§ **Description of the task**: Print the listing from its top line through the line containing "const boxCls = 'w-[538px]", nothing more, and leave out the pictures.
· · · · ·
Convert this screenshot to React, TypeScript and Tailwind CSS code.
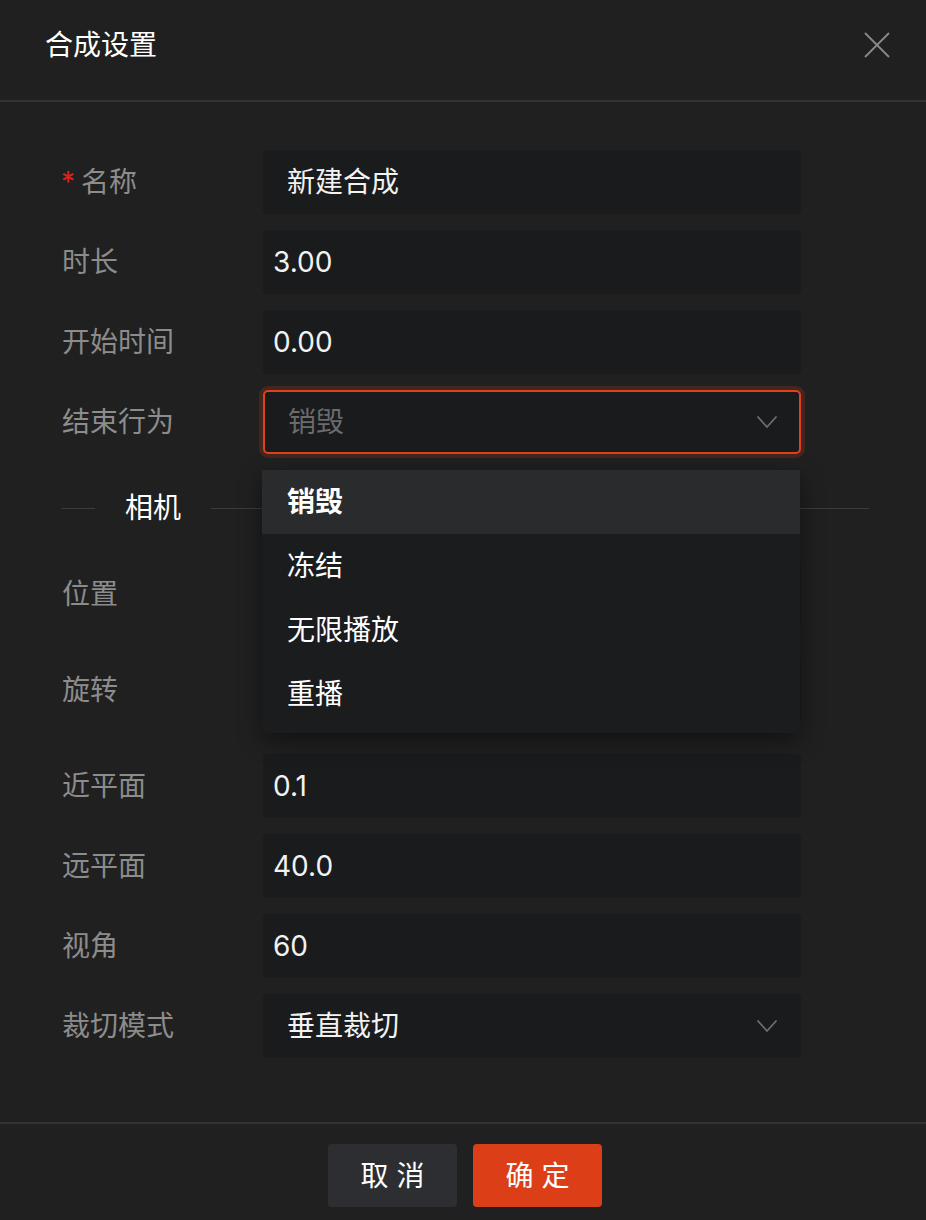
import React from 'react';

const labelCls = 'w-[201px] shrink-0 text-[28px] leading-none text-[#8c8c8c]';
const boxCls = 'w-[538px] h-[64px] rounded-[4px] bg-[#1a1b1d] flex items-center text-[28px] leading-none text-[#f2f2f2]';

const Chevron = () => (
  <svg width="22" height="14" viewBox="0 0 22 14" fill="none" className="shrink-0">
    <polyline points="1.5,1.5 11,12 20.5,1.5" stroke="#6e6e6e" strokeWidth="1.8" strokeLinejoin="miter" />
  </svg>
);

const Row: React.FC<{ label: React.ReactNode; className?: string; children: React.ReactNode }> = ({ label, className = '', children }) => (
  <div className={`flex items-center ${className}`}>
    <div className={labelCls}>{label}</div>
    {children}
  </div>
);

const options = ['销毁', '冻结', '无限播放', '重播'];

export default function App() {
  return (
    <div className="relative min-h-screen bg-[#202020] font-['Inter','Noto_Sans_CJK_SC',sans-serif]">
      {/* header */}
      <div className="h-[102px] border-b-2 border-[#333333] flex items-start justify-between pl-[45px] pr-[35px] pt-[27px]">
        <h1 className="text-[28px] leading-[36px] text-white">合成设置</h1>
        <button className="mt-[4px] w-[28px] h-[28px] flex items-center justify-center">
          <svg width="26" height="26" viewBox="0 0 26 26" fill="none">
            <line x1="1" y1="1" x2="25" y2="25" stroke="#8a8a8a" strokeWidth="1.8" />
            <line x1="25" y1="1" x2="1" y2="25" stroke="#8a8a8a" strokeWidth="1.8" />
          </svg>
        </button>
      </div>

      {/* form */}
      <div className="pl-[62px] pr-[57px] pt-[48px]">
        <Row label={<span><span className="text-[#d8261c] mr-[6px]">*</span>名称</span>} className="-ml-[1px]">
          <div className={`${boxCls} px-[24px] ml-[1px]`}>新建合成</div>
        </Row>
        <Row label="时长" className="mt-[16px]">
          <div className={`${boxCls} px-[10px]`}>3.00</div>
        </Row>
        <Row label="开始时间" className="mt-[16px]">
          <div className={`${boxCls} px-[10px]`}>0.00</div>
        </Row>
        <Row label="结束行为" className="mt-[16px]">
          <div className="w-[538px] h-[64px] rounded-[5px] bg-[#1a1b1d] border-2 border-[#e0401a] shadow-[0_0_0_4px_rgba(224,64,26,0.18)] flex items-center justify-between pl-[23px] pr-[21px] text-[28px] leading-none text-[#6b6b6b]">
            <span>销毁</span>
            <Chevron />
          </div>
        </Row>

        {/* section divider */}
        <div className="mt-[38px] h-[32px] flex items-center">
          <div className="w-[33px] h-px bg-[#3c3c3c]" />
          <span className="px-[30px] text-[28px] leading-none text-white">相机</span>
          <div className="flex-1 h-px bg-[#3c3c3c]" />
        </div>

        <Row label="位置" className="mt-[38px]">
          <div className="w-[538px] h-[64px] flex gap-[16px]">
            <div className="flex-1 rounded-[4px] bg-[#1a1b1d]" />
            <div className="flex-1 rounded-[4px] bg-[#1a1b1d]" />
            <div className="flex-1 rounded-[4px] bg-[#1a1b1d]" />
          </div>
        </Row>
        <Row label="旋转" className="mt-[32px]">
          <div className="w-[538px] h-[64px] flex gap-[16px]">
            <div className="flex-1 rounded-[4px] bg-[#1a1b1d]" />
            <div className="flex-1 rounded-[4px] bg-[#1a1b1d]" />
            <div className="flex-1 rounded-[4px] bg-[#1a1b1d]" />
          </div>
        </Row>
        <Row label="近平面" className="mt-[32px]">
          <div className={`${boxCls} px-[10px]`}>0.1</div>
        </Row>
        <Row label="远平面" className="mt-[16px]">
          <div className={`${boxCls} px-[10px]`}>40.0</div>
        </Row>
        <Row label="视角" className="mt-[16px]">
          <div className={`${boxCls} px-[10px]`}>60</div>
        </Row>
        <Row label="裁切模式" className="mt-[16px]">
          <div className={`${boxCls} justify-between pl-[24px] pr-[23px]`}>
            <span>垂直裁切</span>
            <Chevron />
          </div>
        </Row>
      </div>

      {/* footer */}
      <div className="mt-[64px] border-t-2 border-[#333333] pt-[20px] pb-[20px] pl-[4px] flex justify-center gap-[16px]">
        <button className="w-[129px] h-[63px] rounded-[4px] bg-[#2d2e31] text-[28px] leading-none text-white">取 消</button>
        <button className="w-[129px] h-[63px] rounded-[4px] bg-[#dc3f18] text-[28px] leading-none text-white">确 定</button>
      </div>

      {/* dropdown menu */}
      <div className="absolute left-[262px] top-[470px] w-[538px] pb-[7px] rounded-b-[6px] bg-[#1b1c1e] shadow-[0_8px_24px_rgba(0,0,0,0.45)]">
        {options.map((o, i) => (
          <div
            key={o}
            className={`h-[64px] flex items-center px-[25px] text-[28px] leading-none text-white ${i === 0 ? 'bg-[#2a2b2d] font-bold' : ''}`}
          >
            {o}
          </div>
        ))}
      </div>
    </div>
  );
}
· · · · ·
§ **Expected output**:
Convert this screenshot to React, TypeScript and Tailwind CSS code.
import React from 'react';

const labelCls = 'w-[201px] shrink-0 text-[28px] leading-none text-[#8c8c8c]';
const boxCls = 'w-[538px] h-[64px] rounded-[4px] bg-[#1a1b1d] flex items-center text-[28px] leading-none text-[#f2f2f2]';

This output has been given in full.